What this task involves:
Copy the lines below as they are; omit the images they contain.

*-*-*

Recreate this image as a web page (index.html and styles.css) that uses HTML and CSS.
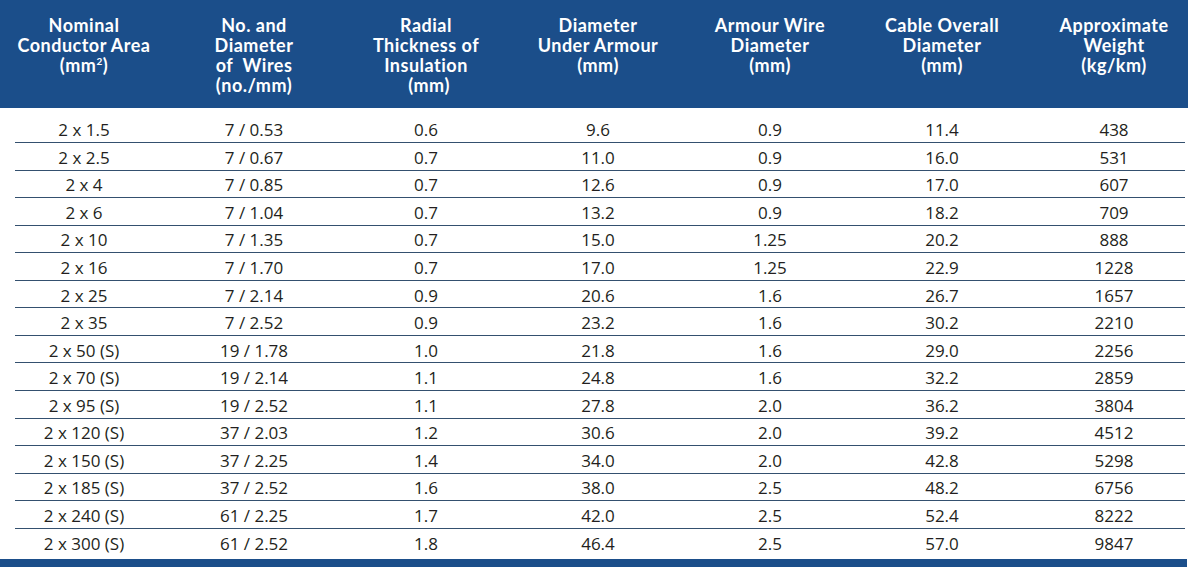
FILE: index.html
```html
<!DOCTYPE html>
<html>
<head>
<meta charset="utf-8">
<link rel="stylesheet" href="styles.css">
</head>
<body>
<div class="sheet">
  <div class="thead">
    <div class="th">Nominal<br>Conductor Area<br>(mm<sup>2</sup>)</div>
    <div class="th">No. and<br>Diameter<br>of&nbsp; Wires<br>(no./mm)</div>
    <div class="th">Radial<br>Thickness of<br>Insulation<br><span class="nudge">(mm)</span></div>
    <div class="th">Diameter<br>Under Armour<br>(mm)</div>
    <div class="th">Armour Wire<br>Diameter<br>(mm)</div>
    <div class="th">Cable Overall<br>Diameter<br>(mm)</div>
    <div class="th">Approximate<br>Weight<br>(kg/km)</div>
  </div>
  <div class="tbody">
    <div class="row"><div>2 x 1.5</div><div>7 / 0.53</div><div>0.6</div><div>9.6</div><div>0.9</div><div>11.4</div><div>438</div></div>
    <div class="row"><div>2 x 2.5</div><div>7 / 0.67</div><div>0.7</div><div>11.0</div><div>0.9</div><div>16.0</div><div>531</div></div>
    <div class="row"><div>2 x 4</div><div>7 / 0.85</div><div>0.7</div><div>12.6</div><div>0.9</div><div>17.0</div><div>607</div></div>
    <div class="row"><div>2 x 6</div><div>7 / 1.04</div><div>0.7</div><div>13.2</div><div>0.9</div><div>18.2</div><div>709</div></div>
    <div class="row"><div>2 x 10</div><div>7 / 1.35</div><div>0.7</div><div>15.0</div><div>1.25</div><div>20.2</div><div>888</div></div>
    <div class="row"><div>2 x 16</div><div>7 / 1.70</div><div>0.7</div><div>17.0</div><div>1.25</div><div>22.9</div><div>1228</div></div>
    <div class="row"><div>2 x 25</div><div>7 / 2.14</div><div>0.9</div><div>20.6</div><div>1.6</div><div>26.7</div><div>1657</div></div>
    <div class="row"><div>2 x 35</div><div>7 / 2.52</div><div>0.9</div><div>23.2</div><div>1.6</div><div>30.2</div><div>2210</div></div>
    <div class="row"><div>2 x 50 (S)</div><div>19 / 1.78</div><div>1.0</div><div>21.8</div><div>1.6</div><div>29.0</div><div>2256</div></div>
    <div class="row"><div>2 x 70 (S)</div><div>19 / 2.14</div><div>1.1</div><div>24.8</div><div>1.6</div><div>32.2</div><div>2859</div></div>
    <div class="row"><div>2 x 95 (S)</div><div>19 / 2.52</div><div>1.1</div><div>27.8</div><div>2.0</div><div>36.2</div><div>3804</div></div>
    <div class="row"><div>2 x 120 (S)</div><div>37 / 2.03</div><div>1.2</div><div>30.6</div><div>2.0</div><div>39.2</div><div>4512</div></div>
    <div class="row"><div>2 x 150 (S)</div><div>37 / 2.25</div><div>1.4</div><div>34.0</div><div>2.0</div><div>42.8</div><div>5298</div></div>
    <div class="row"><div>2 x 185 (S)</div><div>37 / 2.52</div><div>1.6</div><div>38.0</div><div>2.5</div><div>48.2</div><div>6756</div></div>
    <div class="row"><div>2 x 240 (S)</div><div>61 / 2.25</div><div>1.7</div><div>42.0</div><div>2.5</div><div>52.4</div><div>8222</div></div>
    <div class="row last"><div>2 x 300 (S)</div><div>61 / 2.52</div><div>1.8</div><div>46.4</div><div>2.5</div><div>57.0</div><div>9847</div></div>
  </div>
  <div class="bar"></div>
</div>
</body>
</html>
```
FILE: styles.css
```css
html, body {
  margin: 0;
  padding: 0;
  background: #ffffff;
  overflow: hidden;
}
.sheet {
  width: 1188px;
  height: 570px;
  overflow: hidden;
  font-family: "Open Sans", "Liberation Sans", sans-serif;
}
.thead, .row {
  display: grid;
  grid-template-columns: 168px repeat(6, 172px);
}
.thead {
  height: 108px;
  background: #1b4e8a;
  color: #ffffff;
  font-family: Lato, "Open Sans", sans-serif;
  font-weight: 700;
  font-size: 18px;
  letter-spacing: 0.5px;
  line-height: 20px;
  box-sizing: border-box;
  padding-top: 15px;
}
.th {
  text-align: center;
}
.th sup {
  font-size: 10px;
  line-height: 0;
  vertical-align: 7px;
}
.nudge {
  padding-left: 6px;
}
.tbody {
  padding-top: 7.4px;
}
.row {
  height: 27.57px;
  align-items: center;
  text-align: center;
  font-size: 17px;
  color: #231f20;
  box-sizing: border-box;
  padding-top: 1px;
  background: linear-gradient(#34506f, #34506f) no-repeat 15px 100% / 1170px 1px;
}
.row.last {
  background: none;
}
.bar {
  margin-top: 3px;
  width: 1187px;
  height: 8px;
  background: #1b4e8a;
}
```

*-*-*

Answer:
Recreate this image as a web page (index.html and styles.css) that uses HTML and CSS.
FILE: index.html
```html
<!DOCTYPE html>
<html>
<head>
<meta charset="utf-8">
<link rel="stylesheet" href="styles.css">
</head>
<body>
<div class="sheet">
  <div class="thead">
    <div class="th">Nominal<br>Conductor Area<br>(mm<sup>2</sup>)</div>
    <div class="th">No. and<br>Diameter<br>of&nbsp; Wires<br>(no./mm)</div>
    <div class="th">Radial<br>Thickness of<br>Insulation<br><span class="nudge">(mm)</span></div>
    <div class="th">Diameter<br>Under Armour<br>(mm)</div>
    <div class="th">Armour Wire<br>Diameter<br>(mm)</div>
    <div class="th">Cable Overall<br>Diameter<br>(mm)</div>
    <div class="th">Approximate<br>Weight<br>(kg/km)</div>
  </div>
  <div class="tbody">
    <div class="row"><div>2 x 1.5</div><div>7 / 0.53</div><div>0.6</div><div>9.6</div><div>0.9</div><div>11.4</div><div>438</div></div>
    <div class="row"><div>2 x 2.5</div><div>7 / 0.67</div><div>0.7</div><div>11.0</div><div>0.9</div><div>16.0</div><div>531</div></div>
    <div class="row"><div>2 x 4</div><div>7 / 0.85</div><div>0.7</div><div>12.6</div><div>0.9</div><div>17.0</div><div>607</div></div>
    <div class="row"><div>2 x 6</div><div>7 / 1.04</div><div>0.7</div><div>13.2</div><div>0.9</div><div>18.2</div><div>709</div></div>
    <div class="row"><div>2 x 10</div><div>7 / 1.35</div><div>0.7</div><div>15.0</div><div>1.25</div><div>20.2</div><div>888</div></div>
    <div class="row"><div>2 x 16</div><div>7 / 1.70</div><div>0.7</div><div>17.0</div><div>1.25</div><div>22.9</div><div>1228</div></div>
    <div class="row"><div>2 x 25</div><div>7 / 2.14</div><div>0.9</div><div>20.6</div><div>1.6</div><div>26.7</div><div>1657</div></div>
    <div class="row"><div>2 x 35</div><div>7 / 2.52</div><div>0.9</div><div>23.2</div><div>1.6</div><div>30.2</div><div>2210</div></div>
    <div class="row"><div>2 x 50 (S)</div><div>19 / 1.78</div><div>1.0</div><div>21.8</div><div>1.6</div><div>29.0</div><div>2256</div></div>
    <div class="row"><div>2 x 70 (S)</div><div>19 / 2.14</div><div>1.1</div><div>24.8</div><div>1.6</div><div>32.2</div><div>2859</div></div>
    <div class="row"><div>2 x 95 (S)</div><div>19 / 2.52</div><div>1.1</div><div>27.8</div><div>2.0</div><div>36.2</div><div>3804</div></div>
    <div class="row"><div>2 x 120 (S)</div><div>37 / 2.03</div><div>1.2</div><div>30.6</div><div>2.0</div><div>39.2</div><div>4512</div></div>
    <div class="row"><div>2 x 150 (S)</div><div>37 / 2.25</div><div>1.4</div><div>34.0</div><div>2.0</div><div>42.8</div><div>5298</div></div>
    <div class="row"><div>2 x 185 (S)</div><div>37 / 2.52</div><div>1.6</div><div>38.0</div><div>2.5</div><div>48.2</div><div>6756</div></div>
    <div class="row"><div>2 x 240 (S)</div><div>61 / 2.25</div><div>1.7</div><div>42.0</div><div>2.5</div><div>52.4</div><div>8222</div></div>
    <div class="row last"><div>2 x 300 (S)</div><div>61 / 2.52</div><div>1.8</div><div>46.4</div><div>2.5</div><div>57.0</div><div>9847</div></div>
  </div>
  <div class="bar"></div>
</div>
</body>
</html>
```
FILE: styles.css
```css
html, body {
  margin: 0;
  padding: 0;
  background: #ffffff;
  overflow: hidden;
}
.sheet {
  width: 1188px;
  height: 570px;
  overflow: hidden;
  font-family: "Open Sans", "Liberation Sans", sans-serif;
}
.thead, .row {
  display: grid;
  grid-template-columns: 168px repeat(6, 172px);
}
.thead {
  height: 108px;
  background: #1b4e8a;
  color: #ffffff;
  font-family: Lato, "Open Sans", sans-serif;
  font-weight: 700;
  font-size: 18px;
  letter-spacing: 0.5px;
  line-height: 20px;
  box-sizing: border-box;
  padding-top: 15px;
}
.th {
  text-align: center;
}
.th sup {
  font-size: 10px;
  line-height: 0;
  vertical-align: 7px;
}
.nudge {
  padding-left: 6px;
}
.tbody {
  padding-top: 7.4px;
}
.row {
  height: 27.57px;
  align-items: center;
  text-align: center;
  font-size: 17px;
  color: #231f20;
  box-sizing: border-box;
  padding-top: 1px;
  background: linear-gradient(#34506f, #34506f) no-repeat 15px 100% / 1170px 1px;
}
.row.last {
  background: none;
}
.bar {
  margin-top: 3px;
  width: 1187px;
  height: 8px;
  background: #1b4e8a;
}
```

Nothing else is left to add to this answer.